One pivot that changed everything was taking singing lessons later in life. I took them to help improve my voice for a guided meditation business I was running. The first time my coach asked me to sing I froze in sheer terror. Somehow I never even thought I’d have to sing in front of him. I gave the worst performance of my life, trying desperately to hide in the softness of my trembling voice. I beat myself up for a week with the most horrific self-talk. I went back and told him to sit down and listen. I either push through this fear and sing or there’s no point continuing. I gave it all I had and let my voice out properly for the first time. Technically it wasn’t great but it felt like freedom. That breakthrough removed the blockade. After that I had the space to focus on and learn technique without fear getting in the way.

Those lessons, and the time spent learning software and instruments, slowly turned a buried dream into something real. Now here I am with songs out and an album ready to launch. Sometimes it takes me a while to confront my demons, but I never let them win, even when the odds are against me.

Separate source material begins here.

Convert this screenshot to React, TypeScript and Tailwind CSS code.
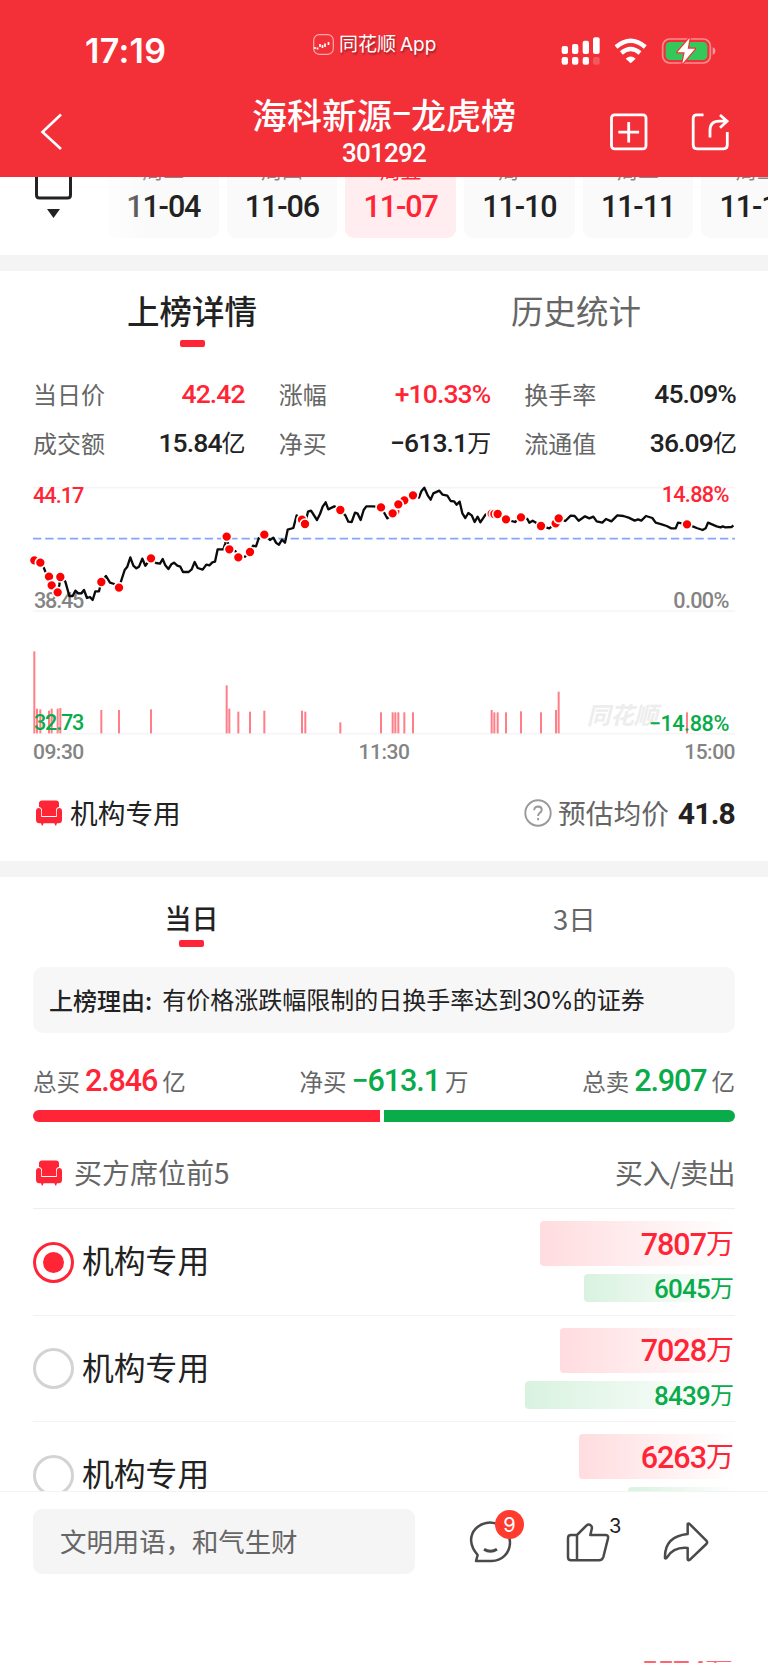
import { clsx } from "clsx";

const CJK = "font-['Noto_Sans_CJK_SC',sans-serif]";
const NUM = "font-[Roboto,'Noto_Sans_CJK_SC',sans-serif] font-medium";

const dates = [
  { week: "周二", day: "11-04" },
  { week: "周四", day: "11-06" },
  { week: "周五", day: "11-07", active: true },
  { week: "周一", day: "11-10" },
  { week: "周二", day: "11-11" },
  { week: "周三", day: "11-12" },
];

const stats = [
  { label: "当日价", value: "42.42", unit: "", up: true },
  { label: "涨幅", value: "+10.33%", unit: "", up: true },
  { label: "换手率", value: "45.09%", unit: "" },
  { label: "成交额", value: "15.84", unit: "亿" },
  { label: "净买", value: "−613.1", unit: "万" },
  { label: "流通值", value: "36.09", unit: "亿" },
];

const seats = [
  { name: "机构专用", buy: "7807", sell: "6045", buyWidth: 195, sellWidth: 151, checked: true },
  { name: "机构专用", buy: "7028", sell: "8439", buyWidth: 175.5, sellWidth: 210.5 },
  { name: "机构专用", buy: "6263", sell: "4312", buyWidth: 156, sellWidth: 107 },
];

// chart space: three units per pixel
const price =
  "100,271 121,278 131,292 136,305 147,320 155,346 173,367 178,345 181,321 196,335 208,378 218,378 226,362 235,370 244,370 252,360 261,384 270,381 278,390 286,364 297,364 304,336 318,318 330,338 343,342 357,353 374,300 382,290 391,262 400,287 409,295 417,290 427,266 436,287 453,265 468,279 480,281 488,267 496,286 505,297 514,283 522,278 532,287 541,290 549,306 566,306 575,298 584,276 593,294 608,299 619,284 628,286 637,277 645,275 653,238 670,238 676,220 680,200 688,238 706,243 715,262 735,260 750,246 759,227 768,229 776,205 793,194 810,210 820,203 828,218 837,224 846,209 855,218 863,179 880,174 890,136 906,149 915,162 924,125 933,122 951,150 960,132 968,110 977,97 985,118 1003,109 1021,120 1036,136 1045,155 1055,156 1065,128 1073,131 1082,150 1091,120 1099,109 1120,109 1143,112 1153,129 1162,145 1178,130 1186,124 1195,103 1213,91 1239,76 1257,83 1264,64 1273,53 1283,76 1292,89 1300,70 1318,62 1328,74 1342,77 1352,93 1362,94 1370,104 1379,95 1387,130 1396,144 1405,129 1415,136 1424,156 1433,140 1441,157 1457,133 1475,131 1493,132 1518,148 1545,156 1563,142 1582,147 1588,158 1598,152 1608,158 1623,168 1648,175 1667,160 1676,145 1696,153 1712,137 1724,138 1736,152 1755,139 1768,145 1780,140 1790,154 1807,158 1818,147 1834,154 1852,136 1870,138 1886,143 1904,152 1914,148 1924,152 1938,138 1957,144 1967,158 1985,163 2000,168 2014,175 2027,175 2034,158 2061,163 2080,170 2090,174 2108,180 2117,175 2124,158 2150,169 2162,172 2168,169 2176,172 2195,171 2200,166";

const dots = [
  [103, 271], [121, 278], [147, 320], [155, 346], [173, 367], [181, 321], [304, 336], [357, 353],
  [453, 265], [680, 200], [688, 238], [715, 262], [750, 246], [793, 194], [906, 149], [915, 162],
  [1021, 120], [1143, 112], [1186, 124], [1178, 130], [1213, 91], [1195, 103], [1239, 76],
  [1475, 131], [1483, 132], [1493, 132], [1518, 148], [1563, 142], [1623, 168], [1667, 160],
  [1676, 145], [2061, 163],
];

const volumes = [
  [103, 544], [111, 716], [121, 718], [147, 722], [155, 716], [173, 716], [181, 714], [304, 720],
  [357, 720], [453, 718], [680, 646], [688, 716], [715, 725], [750, 725], [793, 722], [906, 722],
  [916, 725], [1021, 757], [1143, 727], [1178, 727], [1186, 727], [1195, 727], [1213, 727],
  [1239, 727], [1475, 720], [1483, 727], [1493, 727], [1518, 727], [1563, 724], [1623, 727],
  [1668, 720], [1676, 665], [2061, 727],
];

function StatusIcons() {
  return (
    <svg width="156" height="30" viewBox="160 48 468 90" fill="none">
      <g fill="#fff">
        <rect x="162" y="78" width="19" height="24" rx="6" />
        <rect x="193" y="72" width="19" height="30" rx="6" />
        <rect x="225" y="62" width="19" height="40" rx="6" />
        <rect x="256" y="52" width="20" height="50" rx="6" />
        <rect x="162" y="111" width="19" height="23" rx="6" />
        <rect x="193" y="111" width="19" height="23" rx="6" />
        <rect x="225" y="111" width="19" height="23" rx="6" />
        <rect x="256" y="111" width="20" height="23" rx="6" opacity=".2" />
        <path d="M354 116q15-13 30 0l-15 14z" />
      </g>
      <path d="M325 81q44-37 88 0M341 99q28-24 56 0" stroke="#fff" strokeWidth="13" />
      <rect x="465" y="57" width="143" height="72" rx="21" stroke="#fff" strokeOpacity=".45" strokeWidth="5" />
      <path d="M615 82q8 2 8 11t-8 11z" fill="#fff" fillOpacity=".5" />
      <rect x="474" y="66" width="125" height="54" rx="13" fill="#34c759" />
      <path
        d="M546 54l-37 43h22l-7 34 38-45h-22z"
        fill="#fff"
        stroke="#f33038"
        strokeWidth="7"
        paintOrder="stroke"
        strokeLinejoin="round"
      />
    </svg>
  );
}

function Sofa() {
  return (
    <svg width="26" height="26" viewBox="0 0 26 26" fill="#ff2436">
      <path d="M6 .5h14q3 0 3 3V7q-3 .7-3 4v5H6v-5Q6 7.700 3 7V3.500q0-3 3-3z" />
      <path
        d="M2.500 8q2.700.2 2.700 3v6h15.600v-6q0-2.800 2.700-3 2.500.3 2.500 2.700v9q0 3.500-3.500 3.500h-19Q0 23.200 0 19.700v-9q0-2.400 2.500-2.700z"
        stroke="#fff"
        strokeWidth="1.400"
        paintOrder="stroke"
      />
      <path d="M5 23h2.600l-.8 2.600H5.800zM18.400 23H21l-.8 2.600h-1z" />
    </svg>
  );
}

function Chart() {
  return (
    <svg
      className="shrink-0 overflow-visible"
      width="703"
      height="260"
      viewBox="99 30 2109 780"
      fontFamily="Roboto, sans-serif"
      fontSize="65"
      fontWeight="500"
    >
      <path d="M99 53H2205M99 423H2205M99 791H2205" stroke="#f5f5f5" strokeWidth="5" />
      <path d="M99 206H2205" stroke="#84a5fb" strokeWidth="5.500" strokeDasharray="25 11.800" />
      <g fill="#848484">
        <text x="102" y="414" textLength="151">38.45</text>
        <text x="2020" y="414" textLength="168">0.00%</text>
      </g>
      <text
        x="1760"
        y="762"
        fontFamily="Noto Sans CJK SC, sans-serif"
        fontSize="71"
        fontWeight="700"
        fontStyle="italic"
        fill="#ededed"
      >
        同花顺
      </text>
      <g fill="#ff2436">
        <text x="99" y="98" textLength="154">44.17</text>
        <text x="1985" y="97" textLength="203">14.88%</text>
      </g>
      {volumes.map(([x, y]) => (
        <rect key={x} x={x - 3} y={y} width="6" height={790 - y} fill="#ff7e88" />
      ))}
      <g fill="#09ab4b">
        <text x="102" y="780" textLength="151">32.73</text>
        <text x="1946" y="782" textLength="242">−14.88%</text>
      </g>
      <polyline points={price} fill="none" stroke="#0b0b0b" strokeWidth="7" strokeLinejoin="round" />
      {dots.map(([x, y]) => (
        <circle key={x} cx={x} cy={y} r="15" fill="#f00" stroke="#fff" strokeWidth="5" />
      ))}
    </svg>
  );
}

function Tab({ label, active, className }: { label: string; active?: boolean; className?: string }) {
  return (
    <div
      className={clsx(
        "flex flex-1 flex-col items-center",
        active ? "font-medium text-[#222]" : "text-[#666]",
        className
      )}
    >
      <span>{label}</span>
      {active && <span className="h-[7px] w-[25px] rounded-[2px] bg-[#ff2436]" />}
    </div>
  );
}

function Total({ label, value, unit, color }: { label: string; value: string; unit: string; color: string }) {
  return (
    <div className="flex items-baseline text-[23.500px] leading-[36px] text-[#666]">
      <span>{label}</span>
      <span className={clsx("ml-[5px] mr-[5px] text-[30.500px] tracking-[-1.1px]", NUM, color)}>{value}</span>
      <span>{unit}</span>
    </div>
  );
}

export default function App() {
  return (
    <div className={clsx("relative flex h-[1663px] w-[768px] flex-col overflow-hidden bg-white text-[#222]", CJK)}>
      {/* Header */}
      <header className="h-[177px] shrink-0 bg-[#f33038] text-white">
        <div className="flex h-[88px] items-start pl-[85px] pr-[51px]">
          <span className="mt-[34px] w-[228px] font-[Inter,sans-serif] text-[34px] font-semibold leading-[34px] tracking-[0.3px]">
            17:19
          </span>
          <div className="mt-[32px] flex items-center gap-[5px]">
            <svg width="21" height="21" viewBox="0 0 21 21" fill="none">
              <rect x=".7" y=".7" width="19.600" height="19.600" rx="5.500" stroke="#fff" strokeOpacity=".6" strokeWidth="1.200" />
              <path d="M2 13v2M4.500 13.500v2M7 10v3M9.500 11v3M12 9.500V13M15.500 8v3" stroke="#fff" strokeWidth="1.700" />
            </svg>
            <span className="text-[19px] leading-[22px] [text-shadow:1px_2px_2px_rgba(0,0,0,.35)]">
              同花顺<span className="ml-[4px] font-[Inter,sans-serif] text-[19px]">App</span>
            </span>
          </div>
          <div className="ml-auto mt-[36px]">
            <StatusIcons />
          </div>
        </div>
        <div className="grid grid-cols-[1fr_auto_1fr] pl-[39px] pr-[39px]">
          <svg className="ml-[1px] mt-[24px]" width="24" height="40" viewBox="0 0 24 40" fill="none" stroke="#fff" strokeWidth="2.600">
            <path d="M21 2.500L2.500 20 21 37" />
          </svg>
          <div className="flex flex-col items-center">
            <h1 className="mt-[6px] flex text-[35px] font-medium leading-[40px]">
              海科新源
              <span className="flex w-[19px] items-center justify-center">
                <span className="font-[Roboto,sans-serif] text-[32px] font-medium">–</span>
              </span>
              龙虎榜
            </h1>
            <span className={clsx("mt-[4px] text-[26px] leading-[30px] tracking-[-0.8px]", NUM)}>301292</span>
          </div>
          <div className="mt-[24px] flex justify-end gap-[41px]">
            <svg width="40" height="40" viewBox="0 0 40 40" fill="none" stroke="#fff" strokeWidth="2.800">
              <rect x="3.500" y="2.800" width="34.500" height="34" rx="3" />
              <path d="M20.700 10v20.500M10.300 20.200h20.800" />
            </svg>
            <svg width="40" height="40" viewBox="0 0 40 40" fill="none" stroke="#fff" strokeWidth="2.800">
              <path d="M14.500 2.800H8Q4.200 2.800 4.200 6.500v26.500q0 3.800 3.800 3.800h26.500q3.800 0 3.800-3.800V20" />
              <path d="M21 25.500V18.500q0-9.300 9-9.300h7M31 3l7 6.200-7 6.500" />
            </svg>
          </div>
        </div>
      </header>

      {/* Date strip */}
      <div className="relative flex h-[78px] shrink-0 overflow-hidden">
        <div className="flex w-[108px] shrink-0 flex-col pl-[35px]">
          <svg width="37" height="42" viewBox="0 0 37 42" fill="none">
            <path d="M1.500-3V18q0 3 3 3h28q3 0 3-3V-3" stroke="#222" strokeWidth="3" />
            <path d="M12 32h13l-6.500 9z" fill="#222" />
          </svg>
        </div>
        <div className="flex gap-[8.200px]">
          {dates.map((d) => (
            <div
              key={d.day}
              className={clsx(
                "flex h-[61px] w-[110.500px] shrink-0 flex-col items-center rounded-b-[9px]",
                d.active ? "bg-[#ffedef] text-[#ff2436]" : "bg-[#fafafa]"
              )}
            >
              <span className={clsx("mt-[-20px] text-[21px] leading-[24px]", !d.active && "text-[#888]")}>{d.week}</span>
              <span className={clsx("mt-[9px] text-[30.500px] leading-[34px] tracking-[-1.1px]", NUM)}>{d.day}</span>
            </div>
          ))}
        </div>
        <div className="absolute left-[92px] top-0 h-full w-[60px] bg-linear-to-r from-white to-white/0" />
      </div>
      <div className="h-[16px] shrink-0 bg-[#f4f4f4]" />

      {/* Detail */}
      <section className="flex h-[590px] shrink-0 flex-col">
        <div className="flex h-[99px] text-[32.500px] leading-[40px]">
          <Tab label="上榜详情" active className="gap-[10px] pt-[19px]" />
          <Tab label="历史统计" className="pt-[19px]" />
        </div>
        <div className="grid grid-cols-3 gap-x-[34px] px-[33px] pr-[32px]">
          {stats.map((s) => (
            <div key={s.label} className="flex h-[49px] items-center justify-between leading-[36px]">
              <span className="relative top-[-1px] text-[24px] text-[#666]">{s.label}</span>
              <span className={clsx("text-[26.500px] tracking-[-0.9px]", NUM, s.up && "text-[#ff2436]")}>
                {s.value}
                <span className="text-[24px] font-normal">{s.unit}</span>
              </span>
            </div>
          ))}
        </div>
        <div className="mt-[12px] px-[33px]">
          <Chart />
          <div className={clsx("flex h-[24px] justify-between text-[21px] leading-[24px] text-[#848484] tracking-[-0.5px]", NUM)}>
            <span>09:30</span>
            <span>11:30</span>
            <span>15:00</span>
          </div>
        </div>
        <div className="mt-[29px] flex h-[40px] items-center px-[33px] text-[27.700px]">
          <span className="ml-[3px] mr-[8px]">
            <Sofa />
          </span>
          <span>机构专用</span>
          <svg className="ml-auto mr-[6px]" width="28" height="28" viewBox="0 0 28 28" fill="none" stroke="#999" strokeWidth="1.900">
            <circle cx="14" cy="14" r="12.700" />
            <path d="M10.200 11.200q.2-3.700 3.900-3.700 3.600.1 3.700 3.300 0 1.800-2 3.100-1.700 1.100-1.700 3.100M14.100 19v2.200" />
          </svg>
          <span className="text-[#666]">预估均价</span>
          <span className="ml-[9px] font-[Roboto,sans-serif] text-[30px] font-bold tracking-[-0.8px]">41.8</span>
        </div>
      </section>
      <div className="h-[16px] shrink-0 bg-[#f4f4f4]" />

      {/* Ranking */}
      <section className="flex shrink-0 flex-col px-[33px]">
        <div className="-mx-[33px] flex h-[90px] text-[27px] leading-[36px]">
          <Tab label="当日" active className="gap-[4px] pt-[23px]" />
          <Tab label="3日" className="pr-[2px] pt-[23px] text-[27.500px]" />
        </div>
        <div className="flex h-[66px] items-center rounded-[10px] bg-[#f7f7f7] px-[16px] text-[24px]">
          <span className="font-medium">上榜理由:</span>
          <span className="ml-[10px]">
            有价格涨跌幅限制的日换手率达到
            <span className="font-[Inter,sans-serif] tracking-[-1px]">30%</span>
            的证券
          </span>
        </div>
        <div className="mt-[30px] flex h-[36px] justify-between">
          <Total label="总买" value="2.846" unit="亿" color="text-[#ff2436]" />
          <Total label="净买" value="−613.1" unit="万" color="text-[#09ab4b]" />
          <Total label="总卖" value="2.907" unit="亿" color="text-[#09ab4b]" />
        </div>
        <div className="mt-[11px] flex h-[12px] gap-[4px]">
          <div className="w-[347px] rounded-l-full bg-[#ff2436]" />
          <div className="flex-1 rounded-r-full bg-[#09ab4b]" />
        </div>
        <div className="mt-[16px] flex h-[71px] items-center border-b-[1.500px] border-[#eee] text-[28px] leading-[40px] text-[#666]">
          <span className="ml-[3px] mr-[12px]">
            <Sofa />
          </span>
          <span className="mt-[-2px]">买方席位前5</span>
          <span className="ml-auto mt-[-2px] tracking-[-0.6px]">买入/卖出</span>
        </div>
        <div className="h-[282px] overflow-hidden">
          {seats.map((s, i) => (
            <div key={i} className="flex h-[106.500px] border-b-[1.500px] border-[#f3f3f3]">
              <div className="flex flex-1 items-center pt-[1px]">
                <span
                  className={clsx(
                    "flex size-[41px] items-center justify-center rounded-full border-3",
                    s.checked ? "border-[#ff2436]" : "border-[#d3d3d3]"
                  )}
                >
                  {s.checked && <span className="size-[21px] rounded-full bg-[#ff2436]" />}
                </span>
                <span className="ml-[8px] mt-[-4px] text-[31.800px]">{s.name}</span>
              </div>
              <div className={clsx("flex flex-col items-end pt-[12px]", NUM)}>
                <div
                  className="flex h-[45px] items-center justify-end rounded-l-[4px] bg-linear-to-r from-[#ffdcdf] to-white pr-[1px] pt-[2px] text-[30.500px] tracking-[-1px] text-[#ff2436]"
                  style={{ width: s.buyWidth }}
                >
                  {s.buy}
                  <span className="text-[28px] font-normal tracking-normal">万</span>
                </div>
                <div
                  className="mt-[8px] flex h-[28px] items-center justify-end rounded-l-[4px] bg-linear-to-r from-[#d9f2e0] to-white pr-[1px] pt-[2px] text-[26px] leading-[28px] tracking-[-0.8px] text-[#09ab4b]"
                  style={{ width: s.sellWidth }}
                >
                  {s.sell}
                  <span className="text-[24px] font-normal tracking-normal">万</span>
                </div>
              </div>
            </div>
          ))}
        </div>
      </section>

      {/* Comment bar */}
      <footer className="flex h-[170px] shrink-0 items-start border-t border-[#f3f3f3] pl-[33px] pt-[17px]">
        <div className="flex h-[65px] w-[382px] shrink-0 items-center rounded-[9px] bg-[#f5f5f5] px-[27px] pb-[2px] text-[26.400px] text-[#666]">
          文明用语，和气生财
        </div>
        <div className="ml-[51px] mt-[3px] flex shrink-0 gap-[39px]">
          <div className="relative">
            <svg width="58" height="60" viewBox="0 0 174 180" fill="none" stroke="#4a4a4a" strokeWidth="7.500" strokeLinejoin="round">
              <path d="M77 147H30l5-18C11 102 9 72 29 50c16-17 45-25 70-11 22 12 33 32 33 52 0 34-26 56-55 56z" />
              <path d="M54 112q19 12 39 0" strokeWidth="9" />
            </svg>
            <span className="absolute left-[29px] top-[-2px] flex size-[29px] items-center justify-center rounded-full bg-[#ff3b30] font-[Inter,sans-serif] text-[20px] text-white">
              9
            </span>
          </div>
          <div className="relative">
            <svg width="58" height="60" viewBox="0 0 174 180" fill="none" stroke="#4a4a4a" strokeWidth="7.500" strokeLinejoin="round">
              <path d="M42 69 70 41q8-7 15 1 3 4 1 10l-4 17h45q10 0 8 10l-14 56q-3 10-13 10H24q-9 0-9-9V78q0-9 9-9zM42 69v76" />
            </svg>
            <span className="absolute left-[46px] top-[1px] font-[Inter,sans-serif] text-[20px] leading-[26px]">3</span>
          </div>
          <svg width="58" height="60" viewBox="0 0 174 180" fill="none" stroke="#4a4a4a" strokeWidth="7.500" strokeLinejoin="round">
            <path d="M83 36q3-3 7 1l49 49q5 5 0 10l-49 47q-7 4-7-3v-32q-42-4-62 28-3 5-6 2-2-65 68-72z" />
          </svg>
        </div>
      </footer>
      <div className="flex h-[2px] shrink-0 justify-end overflow-hidden pr-[35px] opacity-70">
        <span className={clsx("mt-[-6px] text-[30px] leading-[34px] tracking-[-1px] text-[#ff2436]", NUM)}>
          5574<span className="text-[28px] font-normal tracking-normal">万</span>
        </span>
      </div>
    </div>
  );
}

What’s the most profound emotional experience you’ve ever had while creating or performing music?

The most profound moment for me was for a song I haven’t released yet. It came after losing my dog, Saffy. She was family and for a long time it was just the two of us struggling through life together. She was the one who pulled me back from the edge when I was in a deep hole of depression and wanted to end it all. She was the reason I stayed, the reason I found enough light to keep going, to keep creating.

She had been struggling with illness for a long time but I stuck with her as she had me. But the time had come. Everyone who has had and loved a dog as family, knows when they are done. The day I’d been dreading arrived and I booked an appointment with the vet. I spent the whole day with her. We went for a mini road trip, she sat wrapped in a blanket in the back seat like she always loved, we had cheeseburgers and ice cream, and I even gave her chocolate because it felt like the right last indulgence. She looked at me like I’d been holding out on her all along. Later, I sat on the floor of the vet holding her until she passed.

Driving home without her felt like someone had torn my heart out. I went straight to the studio and as the tears flowed, so did the song. It was called “My Angel Left Me Tonight”. I sat at the keyboard and played out this unbearable sense of loss and grief. In that moment I didn’t want to go on without her. I didn’t know how. But I had to. To honour her. I had to find a way. That song is like playing with an open wound for all to see and hear.

Even now, performing it live is hard. I still struggle to get through the song without breaking. That vulnerability is the point though isn’t it? Creativity has always been the stitches that hold the pieces of me together. The song will come out soon and I hope it helps others find catharsis. Helping them to feel their loss without destroying themselves. I think that’s the core message in most of my music: we can survive the pain and turn it into something that heals and inspires.